Gabriel Wagner zusammen mit seinem Exportgesellen Daniel Niegoda und dem Wandersbruder Benedikt Müller (von rechts) beim Abschiedsfoto Foto: Danner

Zimmermannsgeselle Gabriel Wagner verlässt seinen Heimatort Bergfelden für eine lange Zeit.

Sulz-Bergfelden - Er hat alle in den Arm genommen, seine Lieben geküsst, ist aufs Ortsschild geklettert, heruntergesprungen und losgelaufen. Drei Jahre und einen Tag darf er sich seiner Heimat nun nicht mehr nähern. Gabriel Wagner ist auf der Walz.

Mit einem kleinen Fest haben Familie und Freunde des Zimmermannsgesellen sich von ihm verabschiedet. Der war derweil mit seinem Exportgesellen damit beschäftigt, seinen "Charly" zu packen. Der Exportgeselle ist ebenfalls ein Mitglied des Rolandschachts, so nennt sich die Zunft der reisenden Bauhandwerker. Daniel Niesgoda kommt aus Dresden, ist Steinmetz und schon seit mehr als zwei Jahren unterwegs. Er ist nach Bergfelden gekommen, um den Frischling abzuholen und wird ihn in den ersten Wochen begleiten - daher der Name Exportgeselle. Dabei weist er ihn ins Brauchtum der Rolandsbrüder ein.
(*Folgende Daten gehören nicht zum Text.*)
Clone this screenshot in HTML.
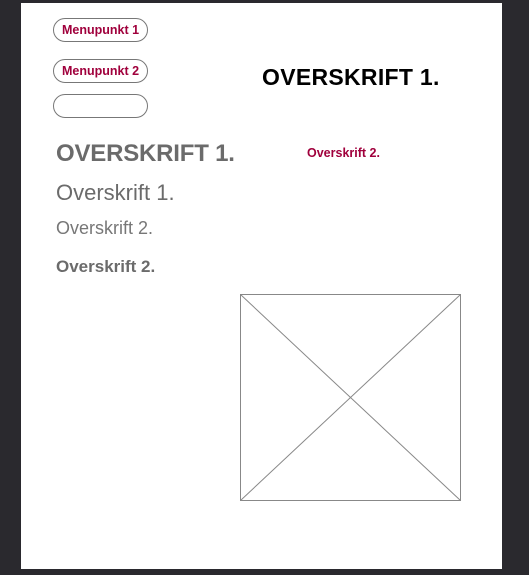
<!DOCTYPE html>
<html><head><meta charset="utf-8"><style>
html,body{margin:0;padding:0;width:529px;height:575px;background:#2a292e;overflow:hidden;font-family:"Liberation Sans",sans-serif}
.page{position:absolute;left:21px;top:3px;width:481px;height:566px;background:#fff}
.pill{position:absolute;left:53px;width:95px;height:24px;border:1px solid #777;border-radius:12px;box-sizing:border-box;color:#a0003c;font-weight:bold;font-size:12.5px;line-height:22px;text-align:center}
.t{position:absolute;white-space:nowrap}
</style></head><body>
<div class="page"></div>
<div class="pill" style="top:18px">Menupunkt 1</div>
<div class="pill" style="top:59px">Menupunkt 2</div>
<div class="pill" style="top:94px"></div>
<div class="t" style="left:262px;top:64px;font-size:23px;font-weight:bold;color:#000;letter-spacing:0.3px">OVERSKRIFT 1.</div>
<div class="t" style="left:307px;top:146px;font-size:12.5px;font-weight:bold;color:#a0003c">Overskrift 2.</div>
<div class="t" style="left:56px;top:140px;font-size:24px;font-weight:bold;color:#6b6b6b;letter-spacing:-0.2px">OVERSKRIFT 1.</div>
<div class="t" style="left:56px;top:180px;font-size:22px;color:#6b6b6b;letter-spacing:0px">Overskrift 1.</div>
<div class="t" style="left:56px;top:218px;font-size:18px;color:#777">Overskrift 2.</div>
<div class="t" style="left:56px;top:257px;font-size:17px;font-weight:bold;color:#6b6b6b">Overskrift 2.</div>
<svg style="position:absolute;left:240px;top:294px" width="221" height="207">
<rect x="0.5" y="0.5" width="220" height="206" fill="none" stroke="#888" stroke-width="1"/>
<line x1="0.5" y1="0.5" x2="220.5" y2="206.5" stroke="#888"/>
<line x1="220.5" y1="0.5" x2="0.5" y2="206.5" stroke="#888"/>
</svg>
</body></html>
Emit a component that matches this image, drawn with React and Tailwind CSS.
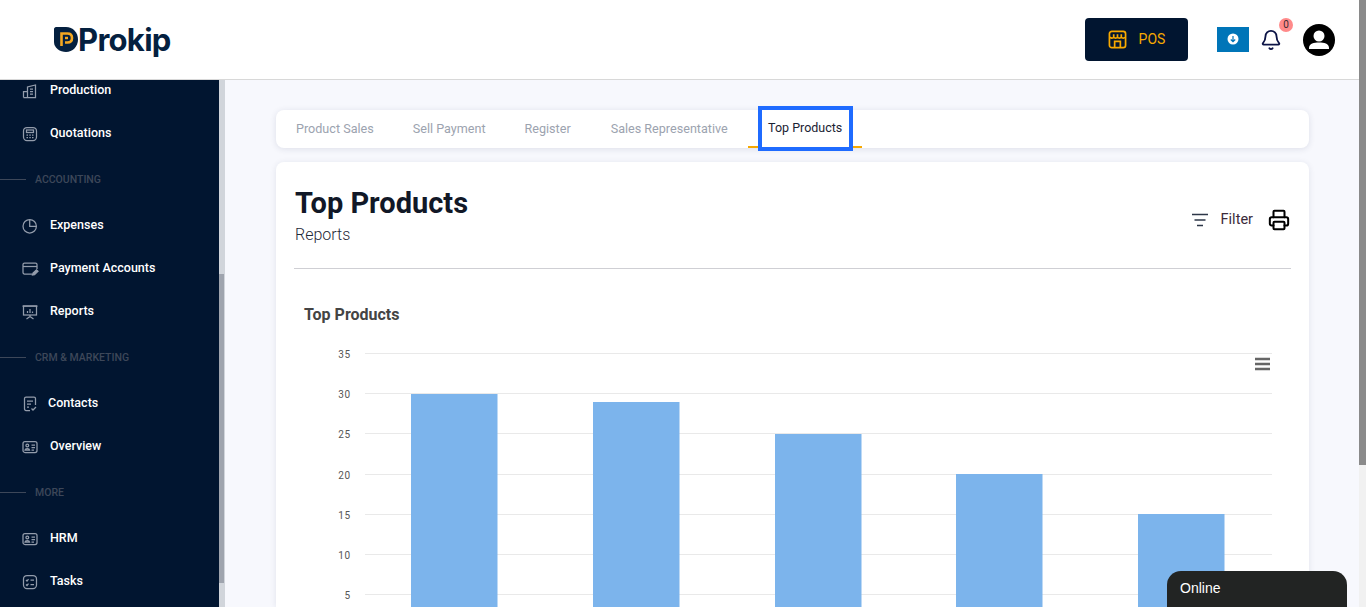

Der "Charly" heißt eigentlich Charlottenburger. In dieses Bündel muss Gabriel Wagner alles hineinpacken, womit er in den kommenden Jahren leben wird: die Arbeitskluft, die Unterwäsche, den Schlafsack und das Werkzeug. Das will gut durchdacht und verschnürt sein und dauert natürlich eine Weile. Währenddessen sitzen seine Lieben gemütlich beim Frühstück in der Wagner’schen Scheune und warten auf den großen Moment. Sein jüngerer Bruder hat sich in Schale geworfen. Auch er ist seit Kurzem in der Ausbildung zum Zimmermann und hat seine Kluft zur Feier des Tages angelegt.

Gabriel Wagner freut sich auf die Herausforderungen, die nun vor ihm liegen. 23 Jahre ist er alt und hat schon einige Jahre in seinem Beruf gearbeitet. Er ist kein Neuling mehr in seinem Fach und hofft, dass ihm das auf der Walz zugute kommt.

Sein Gewand hat er, wie es sich gehört, in einer Kluftschneiderei anfertigen lassen. Die Perlmuttknöpfe musste er, so will es die Tradition, selbst annähen – mit einem Z-Stich. Der steht für "zünftig".

Exportgeselle Niesgoda hat noch einen weiteren Wandersbruder mit dabei: Benedikt Müller aus Ansbach. Der war gerade in der Nähe und macht sich nun mit den beiden gemeinsam auf den Weg. Dieser führt sie am Abmarschtag erst mal Richtung A 81. Der Campus Galli, die neu entstehende karolingische Klosterstadt in Meßkirch, ist das erste Ziel der Männer.

Denn für die kommenden drei Jahre ist es die letzte Möglichkeit für Gabriel Wagner, sich dieses Bauvorhaben anzusehen. Solange darf er sich seinem Heimatort nicht mehr als auf 60 Kilometer nähern. Dann soll es weiter Richtung Basel gehen. Familie und Freunde möchte er mit Briefen auf dem Laufenden halten. Zwar ist das Handy für Notfälle im Gepäck. Zur Walz gehört aber auch, sich auf die alten Werte zu besinnen, erklärt er. Das Loch für seinen Ohrring hat er sich, standesgemäß, mit einem Nagel durchstechen lassen. Das Zeichen der Ehrbarkeit ist im Rolandschacht übrigens ein blauer Schlips. Exportgeselle Niesgoda trägt ihn bereits, Gabriel Wagner muss ihn sich erst noch verdienen – durch ordentliches Benehmen.

Nun ist es endlich soweit, der Sprung vom Ortsschild ist geglückt, die drei Wandergesellen laufen, ohne sich noch mal umzusehen, davon. Zurück bleiben Familie und Freunde von Gabriel Wagner.

Die Abschiedstränen werden getrocknet. Wenn der junge Wagner nach Bergfelden heimkehrt, da sind sie sich sicher, kommt er als ein fertiger Mann zurück.